Barker did not want any specific character in his series to be viewed as wholly good or bad; rather, all of them existed in a gray area where things cannot be simply categorized.
“I tried not to take a view of how it played out but definitely the conflict in the 80s put the CIA into a very dark space from which, you could argue, that it never fully recovered,” he said, using as an example the alleged joint CIA-Saudi 1985 assassination attempt of Sheikh Mohammed Fadlallah, who was considered to be the spiritual leader of Hezbollah, which killed 80 people but not Fadlallah.
He added that many of the former CIA members he interviewed spoke of Mughniyeh with respect and deference despite him being one of their greatest modern adversaries.
Touma, who previously worked on projects such as the Oscar-nominated Lebanese film The Insult, said that while writing the script and going over it with Barker, she worked to ensure that the writing reflected the complicated nature of the story and the situation’s lack of simplicity.
“This project pushed me to look at every corner and every side of the story,” she told L’Orient Today.
“When you watch the series, it’s not that you only think about what Imad Mughniyeh did.
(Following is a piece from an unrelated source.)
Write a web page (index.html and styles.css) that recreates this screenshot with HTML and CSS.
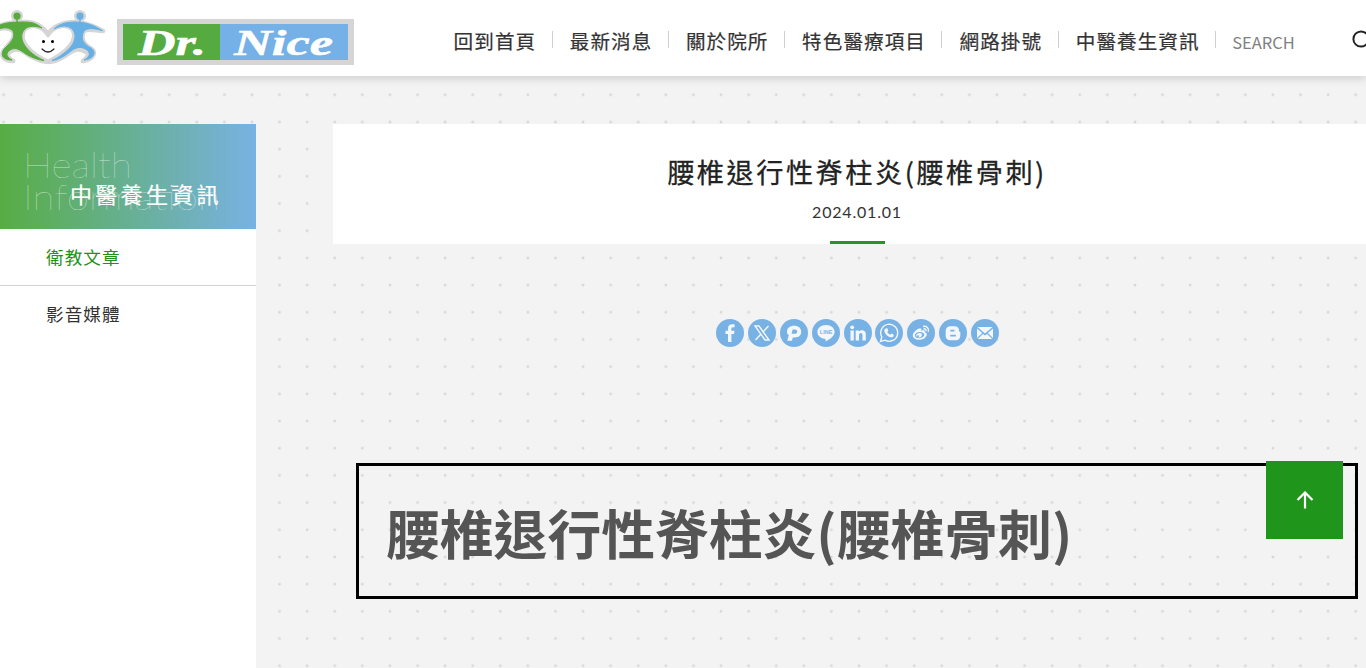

You don’t think ‘Oh he’s good or bad.’ You think about everyone involved — the Americans, the Israelis. Are they right to use those methods? Who do they think they are to decide when someone lives or dies? You ask yourself all of these questions. Every side is questioned.”
Despite not being a supporter of Hezbollah or Mughniyeh, in working on the series, Touma explained that she grew to be more “open-minded” and, even if she does not agree with his ideology, she ultimately understood him as a person.
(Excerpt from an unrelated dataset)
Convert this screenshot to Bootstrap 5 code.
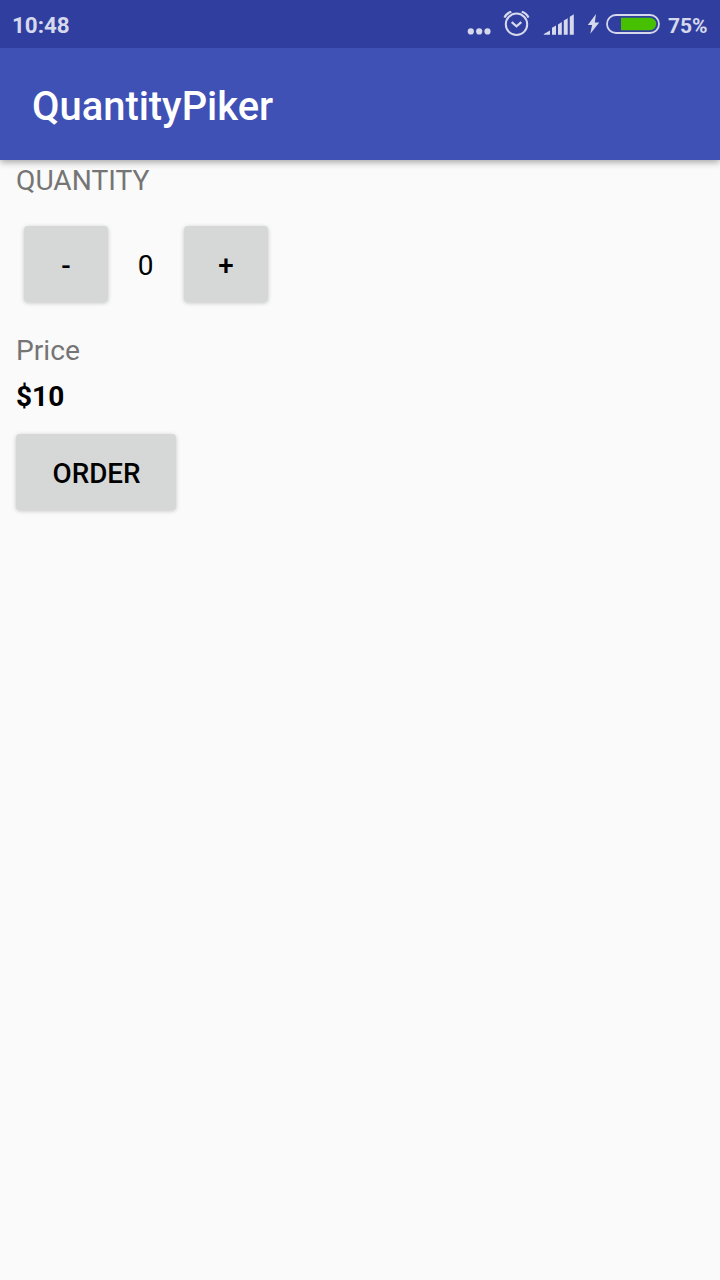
<!DOCTYPE html>
<html lang="en">
<head>
<meta charset="utf-8">
<meta name="viewport" content="width=device-width, initial-scale=1">
<title>QuantityPiker</title>
<link href="https://cdn.jsdelivr.net/npm/bootstrap@5.3.0/dist/css/bootstrap.min.css" rel="stylesheet">
<style>
  body { font-family: Roboto, sans-serif; font-size: 28px; line-height: 33px; color: #000; background: #fafafa; min-height: 100vh; }
  .status-bar { height: 48px; padding: 2px 12px 0 12px; background: #303f9f; color: #d6d9ec; font-size: 22px; line-height: 26px; font-weight: 700; }
  .status-bar svg { display: block; flex: none; }
  .clock-text { font-size: 22.4px; }
  .battery-level { font-size: 21px; width: 40px; margin-left: 8px; white-space: nowrap; padding-top: 1px; }
  .app-bar { height: 112px; padding: 5px 32px 0; background: #3f51b5; box-shadow: 0 2px 7px rgba(0,0,0,.36); clip-path: inset(0 0 -12px 0); }
  .app-bar .navbar-brand { font-size: 39.9px; line-height: 47px; font-weight: 500; color: #fff; }
  .order-form { padding: 4px 16px 20px; }
  .label-text { color: #757575; font-size: 28.2px; }
  .btn-raised { --bs-btn-bg: #d6d8d7; --bs-btn-color: #000; --bs-btn-hover-bg: #cacccb; --bs-btn-border-width: 0; --bs-btn-border-radius: 4px;
    --bs-btn-padding-x: 0; --bs-btn-padding-y: 0; --bs-btn-font-size: 27.8px; --bs-btn-font-weight: 500; --bs-btn-line-height: 33px;
    height: 76px; padding-top: 2px; box-shadow: 0 1px 4px rgba(0,0,0,.22); }
  .btn-step { width: 84px; }
  .btn-order { width: 160px; margin-top: 21px; padding-left: 1px; }
  .stepper { margin: 29px 0 32px 8px; }
  .step-count { width: 76px; padding-top: 2px; padding-right: 1px; }
  .price-value { margin-top: 13px; }
</style>
</head>
<body>
<div class="status-bar d-flex align-items-center">
  <span class="clock-text me-auto">10:48</span>
  <svg width="136" height="46" viewBox="465 2 136 46" fill="#d6d9ec" aria-hidden="true">
    <g><circle cx="470.8" cy="31.4" r="3.1"/><circle cx="479.2" cy="31.4" r="3.1"/><circle cx="487.5" cy="31.4" r="3.1"/></g>
    <g fill="none" stroke="#d6d9ec">
      <circle cx="516.5" cy="24.3" r="10.7" stroke-width="2"/>
      <path d="M511.7 22.2l4.8 4.1 4.8-4.1" stroke-width="2.2"/>
      <path d="M504.5 17.6Q506.3 13.4 511.3 11.8M528.5 17.6Q526.7 13.4 521.7 11.8" stroke-width="2.2"/>
    </g>
    <path d="M543.8 34.7v-.6l6.2-3.6v4.2zM552 34.7v-6.9l4-2.2v9.1zM558 34.7V24.4l3.8-2.4v12.7zM563.8 34.7V20.6l3.9-2.4v16.5zM569.8 34.7V16.8l4-2.5v20.4z"/>
    <path d="M596 14l-8.2 11h4.3l-1.8 8.8 8.9-11.4h-4.4z"/>
  </svg>
  <svg class="ms-1" width="55" height="46" viewBox="605 2 55 46" aria-hidden="true">
    <rect x="607" y="15" width="52" height="18" rx="9" fill="none" stroke="#d6d9ec" stroke-width="1.8"/>
    <path d="M621 17.8h29a6.2 6.2 0 0 1 0 12.4h-29z" fill="#46c000"/>
  </svg>
  <span class="battery-level">75%</span>
</div>
<nav class="app-bar navbar position-relative">
  <span class="navbar-brand m-0 p-0">QuantityPiker</span>
</nav>
<main class="order-form">
  <div class="label-text">QUANTITY</div>
  <div class="stepper d-flex align-items-center">
    <button type="button" class="btn btn-raised btn-step">-</button>
    <span class="step-count text-center">0</span>
    <button type="button" class="btn btn-raised btn-step">+</button>
  </div>
  <div class="label-text">Price</div>
  <div class="price-value fw-bold">$10</div>
  <button type="button" class="btn btn-raised btn-order text-uppercase">Order</button>
</main>
<script src="https://cdn.jsdelivr.net/npm/bootstrap@5.3.0/dist/js/bootstrap.bundle.min.js"></script>
</body>
</html>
In telling this story, Barker explained that he hoped that people from all sides of the conflict could watch the show and come away understanding one another on a more human level rather than as just enemies.
“It goes back to those shades of gray. That’s where real life happens. It’s easy to categorize and demonize other people. It’s what we do as humans,” Barker stated. “But the real work, the hard work, gets done in the murkiness between where you actually have to engage with adversaries and people you disagree with and try to understand them.”
‘The soul of Hezbollah’
After his death, Mughniyeh’s presence remained with his image being plastered everywhere and Hezbollah’s elite special forces, Unit 1800, being renamed the Radwan Brigade in his honor, a group that is supposed to stage operations in northern Israel in the event of another war with Israel and who have seen combat in Syria since Hezbollah’s intervention in the civil war that broke out there in 2011.
The unit’s capabilities were also on display during the massive May 21, 2023, war games held by Hezbollah in southern Lebanon to which the media were given a rare invitation. During the exhibition, the various units within Hezbollah demonstrated their skills, culminating in a mock raid on an Israeli outpost.
“Imad was the resistance builder of Hezbollah,” Hilal, who says he’s a member of the party, told L’Orient Today on the condition that only his first name be used. “He is the person who turned Hezbollah from the resistance to an army. He is the soul of Hezbollah and an icon for me. Even after his assassination, being martyred he was reborn. He is the light that does not fade.”
Despite having not watched Ghosts of Beirut, Hilal said that he had no issues with the show even though it is an American production, adding that he has watched other shows similar to it.
“I do not have a problem watching it even if it was an American-Israeli production because in order to know your enemy you must be able to watch them up close,” he said.
Ghosts of Beirut's final episode premiered on Showtime on June 9.